Although many of the characters, such as Mary, the maiden aunt, Mr. Pennithorne, the mild country parson, old ‘Lizabeth Bampfylde and her vagrant son, are admirably delineated, yet it is in her children that Mrs. Oliphant achieves her greatest triumph. The beautiful dark-eyed little girl is especially delicious. Her courage, devotion, and unselfishness blend in the most natural manner with her fantastic mingling of fairy lore and reality.

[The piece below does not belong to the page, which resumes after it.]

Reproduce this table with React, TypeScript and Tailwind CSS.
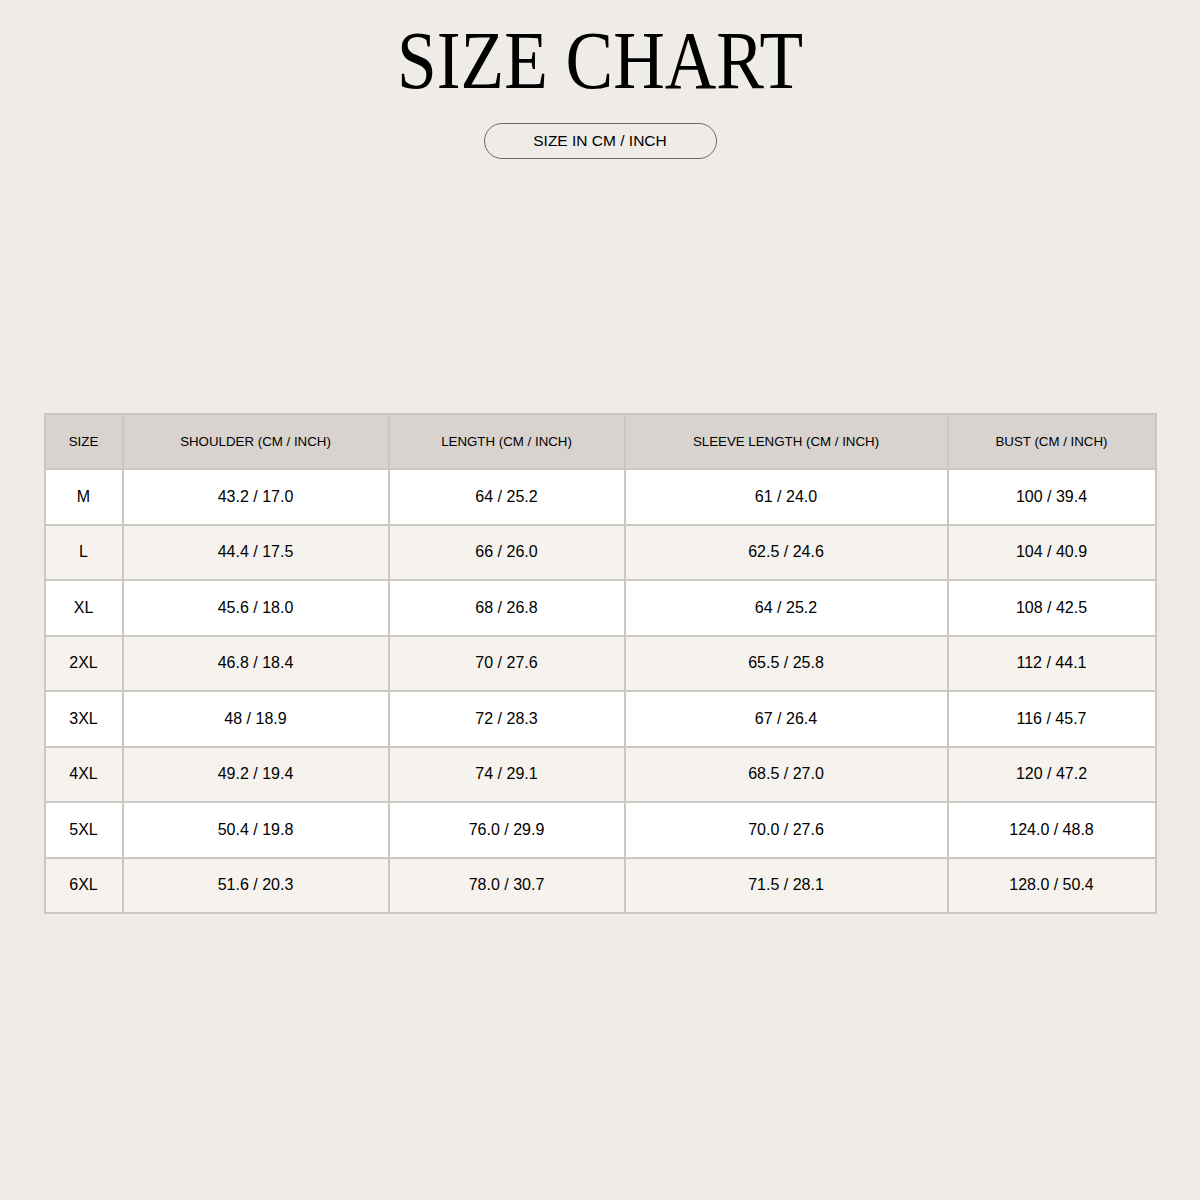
import React from "react";

const headers = ["SIZE", "SHOULDER (CM / INCH)", "LENGTH (CM / INCH)", "SLEEVE LENGTH (CM / INCH)", "BUST (CM / INCH)"];
const widths = ["w-[78px]", "w-[266px]", "w-[236px]", "w-[323px]", "w-[208px]"];
const rows = [
  ["M", "43.2 / 17.0", "64 / 25.2", "61 / 24.0", "100 / 39.4"],
  ["L", "44.4 / 17.5", "66 / 26.0", "62.5 / 24.6", "104 / 40.9"],
  ["XL", "45.6 / 18.0", "68 / 26.8", "64 / 25.2", "108 / 42.5"],
  ["2XL", "46.8 / 18.4", "70 / 27.6", "65.5 / 25.8", "112 / 44.1"],
  ["3XL", "48 / 18.9", "72 / 28.3", "67 / 26.4", "116 / 45.7"],
  ["4XL", "49.2 / 19.4", "74 / 29.1", "68.5 / 27.0", "120 / 47.2"],
  ["5XL", "50.4 / 19.8", "76.0 / 29.9", "70.0 / 27.6", "124.0 / 48.8"],
  ["6XL", "51.6 / 20.3", "78.0 / 30.7", "71.5 / 28.1", "128.0 / 50.4"],
];

export default function App() {
  return (
    <div className="w-[1200px] h-[1200px] bg-[#efece7] flex flex-col items-center text-black font-['Liberation_Sans',Arial,sans-serif]">
      <h1 className="mt-[18.5px] h-[83px] text-[83px] leading-none font-normal font-['Liberation_Serif','Times_New_Roman',serif] scale-x-[0.86] whitespace-nowrap">
        SIZE CHART
      </h1>
      <div className="mt-[21.5px] w-[233px] h-[36px] rounded-full border border-[#6b6866] flex items-center justify-center text-[15.5px]">
        SIZE IN CM / INCH
      </div>
      <table className="mt-[254px] w-[1111px] border-collapse border-2 border-[#cbc7c3] table-fixed">
        <colgroup>
          {widths.map((w, i) => (
            <col key={i} className={w} />
          ))}
        </colgroup>
        <thead>
          <tr className="bg-[#d8d3cf] h-[55px]">
            {headers.map((h) => (
              <th key={h} className="border-2 border-[#cbc7c3] font-normal text-[13.3px] text-center align-middle">
                {h}
              </th>
            ))}
          </tr>
        </thead>
        <tbody>
          {rows.map((r, i) => (
            <tr key={i} className={`h-[55.5px] ${i % 2 === 0 ? "bg-white" : "bg-[#f6f3ee]"}`}>
              {r.map((c, j) => (
                <td key={j} className="border-2 border-[#cbc7c3] text-[16px] text-center align-middle">
                  {c}
                </td>
              ))}
            </tr>
          ))}
        </tbody>
      </table>
    </div>
  );
}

In contrast with the tender beauty of the children are the wild Bampfyldes, the stock from which they spring on the mother’s side. Old “Lizabeth Bampfylde and her handsome son, living far off on the fells, are the picturesque element of the story. Its weak part is the shadowy madman, ‘Lizabeth’s eldest son. He is at the bottom of the murder of which John Musgrave is falsely accused, yet we never even learn whether he was sane or mad at the time of his committing the crime, nor what was hit motive, if he had any. Equally inexplicable is John Musgrave’s sacrifice of everything a man holds dear for the sake of a lunatic; and even the mother’s unjust determination to screen her crazy son at the expense of the happiness of her other children is very improbable. We have the less compunction in revealing as much of the plot as may be gleaned from the above remarks, that the interest of the story in no way depends upon it; it depends, on the contrary, on the author’s nice discrimination of character, sympathetic insight into child-life, true sentiment, and fine descriptive power. She has what Carlyle calls the faculty of “seeing.” In a few words sometimes she not only renders the outer aspect of nature, but its inmost expression, making you feel the landscape as well as see it. Some of her descriptions rise to the heights of poetry, as may be proved by the following quotation:–

     At length, all at once, the hills seemed to clear away from the sky, opening up on either side, and straight before them, hanging low, like a signal of trouble, a late-risen and waning moon, that seemed thrust forward out into the air, and hanging from the sky, appeared in the luminous but mournful heaven in front of them. There is always something more or less baleful and troublous in this sudden apparition, so late and out of date, of a waning moon; the oil seems low in the lamp, the light ready to be extinguished, the flame quivering in the socket. Between them and the sky stood a long, low cottage, rambling and extensive, with a rough, grey stone wall built round it, upon which the pal moonlight shone. Long before they reached it, as soon as their steps could be audible, the mingled baying and howling of a dog was heard, rising doleful and ominous in the silence; and from under the roof, which was half rough thatch and half the coarse tile used for labourers’ cottages, a light strangely red against the radiance of the moon flickered with a livid glare. A strange, black silhouette of a house it was, with the low moonlight full upon it, showing here and there in a ghostly full white upon a bit of wall or roof, and contrasting with the red in the window; it made  mystic sort of conclusion to the journey. Bampfylde directed his steps towards it without a word. He knocked a stroke or two on the door, which seemed to echo over all the country and up to the mountain-tops in their great stillness. ‘We are at home, now,’ he said.”

[1]. For Oliphant’s statement about Mill, see The Autobiography and Letters, 211. For her comments on Jude the Obscure, see “The Anti-Marriage League,” Blackwood’s Magazine 159 (January 1896): 138, 141.